Clete dragged Olivia down the hallway, past the serenity fountain and lounge area, and into the suite of executive offices. He plunked her into a cushy chair and barged into the director’s office without knocking. The door slammed behind him. George came out a few moments later, looking a wee bit bewildered, and sat next to Olivia. She asked him what was going on, but all he could do was shrug.

After what felt like an eternity, the director came out and shook Olivia’s hand, and apologized profusely for the behavior of the staff. While he couldn’t promise Eugene a Camel, he approved a small dose of Cheez Doodles and Coke daily, as long as Eugene made an effort to at least try the rest of his food. He apologized again for forcing Olivia out of the hospital and also assured her that had he known about her ordeal it never would have happened.

They assigned a security guard to watch over Eugene. Olivia accepted even though she knew it wasn’t needed. Mitch was pissed at her, not Eugene, and even he wasn’t deranged enough to take his anger out on Eugene.

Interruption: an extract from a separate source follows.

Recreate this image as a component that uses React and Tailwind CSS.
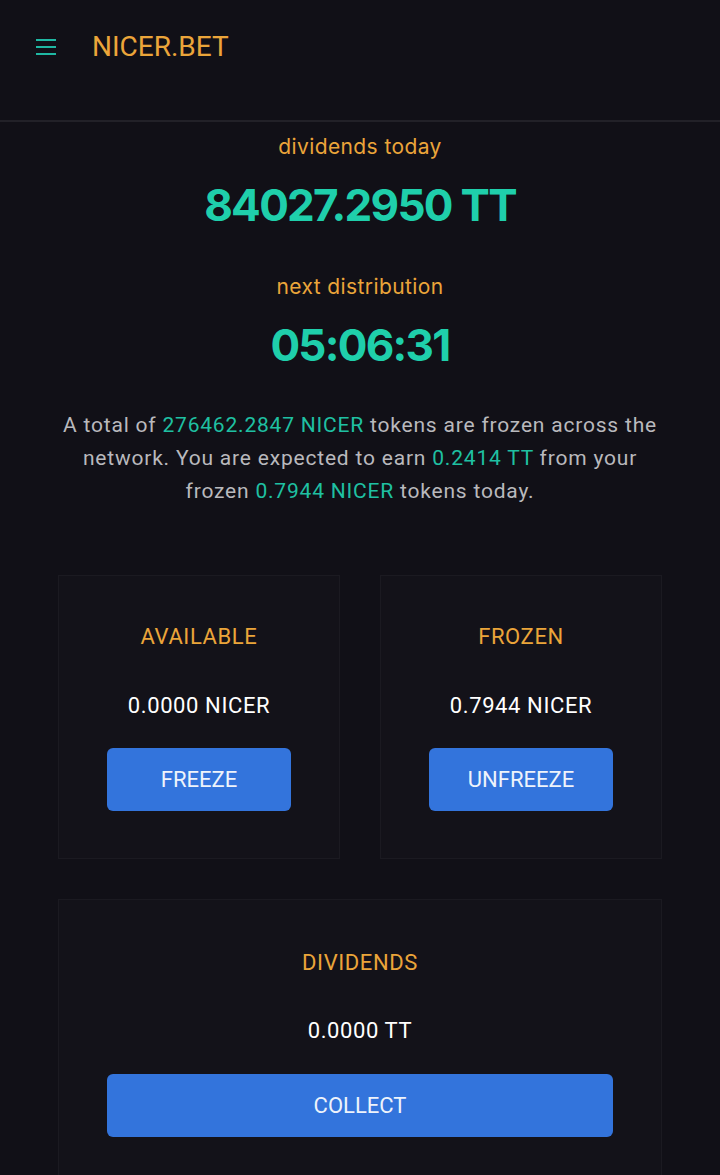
export default function App() {
  const rob = { fontFamily: "Roboto, 'Liberation Sans', sans-serif" };
  const head = { fontFamily: "Inter, 'Noto Sans', sans-serif" };
  return (
    <div className="min-h-[1175px] bg-[#111017] text-white" style={rob}>
      <header className="flex h-[122px] items-center border-b-2 border-[#222128] pl-[36px] pb-[26px]">
        <div className="flex w-[20px] flex-col gap-[5px]">
          <span className="block h-[2px] w-[20px] bg-[#1fb8a3]" />
          <span className="block h-[2px] w-[20px] bg-[#1fb8a3]" />
          <span className="block h-[2px] w-[20px] bg-[#1fb8a3]" />
        </div>
        <div className="ml-[36px] text-[28px] leading-none text-[#eba53a]">NICER.BET</div>
      </header>

      <section className="flex flex-col items-center">
        <div className="mt-[11px] text-[21px] leading-[28px] tracking-[0.4px] text-[#eba53a]" style={head}>dividends today</div>
        <div className="mt-[16px] text-[44px] font-bold leading-[56px] tracking-[-1.7px] text-[#1fcfab]" style={head}>84027.2950 TT</div>
        <div className="mt-[40px] text-[21px] leading-[28px] tracking-[0.4px] text-[#eba53a]" style={head}>next distribution</div>
        <div className="mt-[16px] text-[44px] font-bold leading-[56px] tracking-[-1.7px] text-[#1fcfab]" style={head}>05:06:31</div>
        <p className="mt-[36px] w-[604px] text-center text-[21px] leading-[33px] tracking-[0.8px] text-[#b9b9bd]">
          A total of <span className="text-[#1fc0a2]">276462.2847 NICER</span> tokens are frozen across the network. You are expected to earn{" "}
          <span className="text-[#1fc0a2]">0.2414 TT</span> from your frozen{" "}
          <span className="text-[#1fc0a2]">0.7944 NICER</span> tokens today.
        </p>
      </section>

      <div className="mx-[58px] mt-[67px] grid grid-cols-2 gap-[40px]">
        <Card label="AVAILABLE" value="0.0000 NICER" action="FREEZE" />
        <Card label="FROZEN" value="0.7944 NICER" action="UNFREEZE" />
      </div>

      <div className="mx-[58px] mt-[40px] flex h-[290px] flex-col items-center border border-[#1b1a21] bg-[#131219] px-[48px] pt-[49px]">
        <div className="text-[22px] leading-[28px] tracking-[0.6px] text-[#eba53a]">DIVIDENDS</div>
        <div className="mt-[40px] text-[22px] leading-[28px] tracking-[0.6px] text-white">0.0000 TT</div>
        <button className="mt-[29px] flex h-[63px] w-full items-center justify-center rounded-[6px] bg-[#3374dc] text-[22px] text-[#eef3fb]">COLLECT</button>
      </div>
    </div>
  );
}

function Card({ label, value, action }) {
  return (
    <div className="flex h-[284px] flex-col items-center border border-[#1b1a21] bg-[#131219] pt-[47px]">
      <div className="text-[22px] leading-[28px] tracking-[0.6px] text-[#eba53a]">{label}</div>
      <div className="mt-[41px] text-[22px] leading-[28px] tracking-[0.6px] text-white">{value}</div>
      <button className="mt-[28px] flex h-[63px] w-[184px] items-center justify-center rounded-[6px] bg-[#3374dc] text-[22px] text-[#eef3fb]">{action}</button>
    </div>
  );
}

At least she hoped he wasn’t.

Once the director shut himself back in his office, clicking the lock solidly in place as soon as he did, George looked at Olivia and asked, “You want to go to Kitty’s for awhile before we go home?”

“Yeah,” Olivia agreed with a sigh of surrender. It had been almost a week since she’d had a beer, and boy did she need one.

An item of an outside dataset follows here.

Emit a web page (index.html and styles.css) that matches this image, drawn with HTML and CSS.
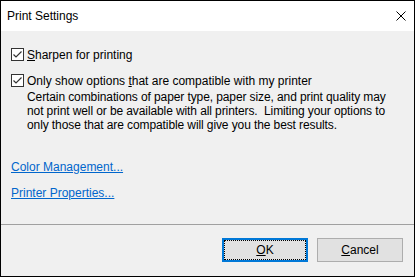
FILE: index.html
```html
<!DOCTYPE html>
<html lang="en">
<head>
    <meta charset="UTF-8">
    <title>Print Settings</title>
    <link rel="stylesheet" href="styles.css">
</head>
<body>
<div class="dialog">
    <div class="titlebar">
        <span class="title">Print Settings</span>
        <svg class="close" width="10" height="10" viewBox="0 0 10 10">
            <path d="M0.5 0.5 L9.5 9.5 M9.5 0.5 L0.5 9.5" stroke="#000" stroke-width="1" fill="none"/>
        </svg>
    </div>

    <div class="main">
        <label class="option">
            <span class="checkbox">
                <svg width="11" height="11" viewBox="0 0 11 11">
                    <path d="M1.5 5.5 L4 8 L9.5 2.5" stroke="#333" stroke-width="1.2" fill="none"/>
                </svg>
            </span>
            <span><u>S</u>harpen for printing</span>
        </label>

        <label class="option second">
            <span class="checkbox">
                <svg width="11" height="11" viewBox="0 0 11 11">
                    <path d="M1.5 5.5 L4 8 L9.5 2.5" stroke="#333" stroke-width="1.2" fill="none"/>
                </svg>
            </span>
            <span>Only show options <u>t</u>hat are compatible with my printer</span>
        </label>
        <p class="desc">Certain combinations of paper type, paper size, and print quality may<br>not print well or be available with all printers.&nbsp; Limiting your options to<br>only those that are compatible will give you the best results.</p>

        <div class="links">
            <a href="#">Color Management...</a>
            <a href="#">Printer Properties...</a>
        </div>
    </div>

    <div class="footer">
        <button class="btn default"><u>O</u>K</button>
        <button class="btn"><u>C</u>ancel</button>
    </div>
</div>
</body>
</html>
```

FILE: styles.css
```css
body {
    margin: 0;
    font-family: "Liberation Sans", Arial, sans-serif;
    font-size: 12px;
    color: #000;
}

.dialog {
    width: 415px;
    height: 277px;
    box-sizing: border-box;
    border: 1px solid #000;
    background: #f0f0f0;
    display: flex;
    flex-direction: column;
}

.titlebar {
    height: 30px;
    background: #fff;
    display: flex;
    align-items: center;
    justify-content: space-between;
    padding: 0 8px 0 6px;
}

.title {
    font-size: 12px;
}

.main {
    flex: 1;
    padding: 17px 0 0 10px;
}

.option {
    display: flex;
    align-items: center;
    gap: 3px;
    height: 13px;
}

.option.second {
    margin-top: 13px;
}

.checkbox {
    width: 13px;
    height: 13px;
    box-sizing: border-box;
    border: 1px solid #333;
    background: #fff;
    display: flex;
    align-items: center;
    justify-content: center;
}

.desc {
    margin: 3px 0 0 16px;
    line-height: 14px;
    white-space: nowrap;
    letter-spacing: -0.1px;
}

.links {
    margin-top: 28px;
    display: flex;
    flex-direction: column;
    align-items: flex-start;
    gap: 12px;
    line-height: 14px;
}

.links a {
    color: #0066cc;
}

.footer {
    border-top: 1px solid #a0a0a0;
    padding: 13px 11px 14px 0;
    display: flex;
    justify-content: flex-end;
    gap: 9px;
}

.btn {
    width: 86px;
    height: 24px;
    box-sizing: border-box;
    border: 1px solid #adadad;
    background: #e1e1e1;
    font-family: inherit;
    font-size: 12px;
    color: #000;
    padding: 0;
}

.btn.default {
    border: 2px solid #0078d7;
    outline: 1px dotted #000;
    outline-offset: -3px;
}
```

“Come with us,” George offered to Clete.

“I…”

“Yeah, come with us, Clete,” Olivia pleaded. “Call in one of those 10-17’s and come to Kitty’s.”

“A request for gasoline?” Clete asked with a smile.

“Yeah.” Olivia laughed at her own mistake. “Let’s go get some gas for your dance machine and teach your hips how to groove.”

George drove Olivia to Kitty’s. Clete followed in his cruiser somewhat reluctantly. When they walked in, Lonnie was the only customer in the bar, and he was staggering his way to the door. George said good-bye to him, and to his lone employee, then locked the door behind them to keep the public away.

While he grabbed a handful of beers, Olivia looked around the bar, noticing all of the little changes he had made since she’d been there last. Almost a year had passed since she had quit making her nightly stops to chug as many beers as she could in an hour and try to talk George into sleeping with her. She kissed him in apology for her absence and stupidity, he kissed her back in acceptance, and then she skipped over to the jukebox.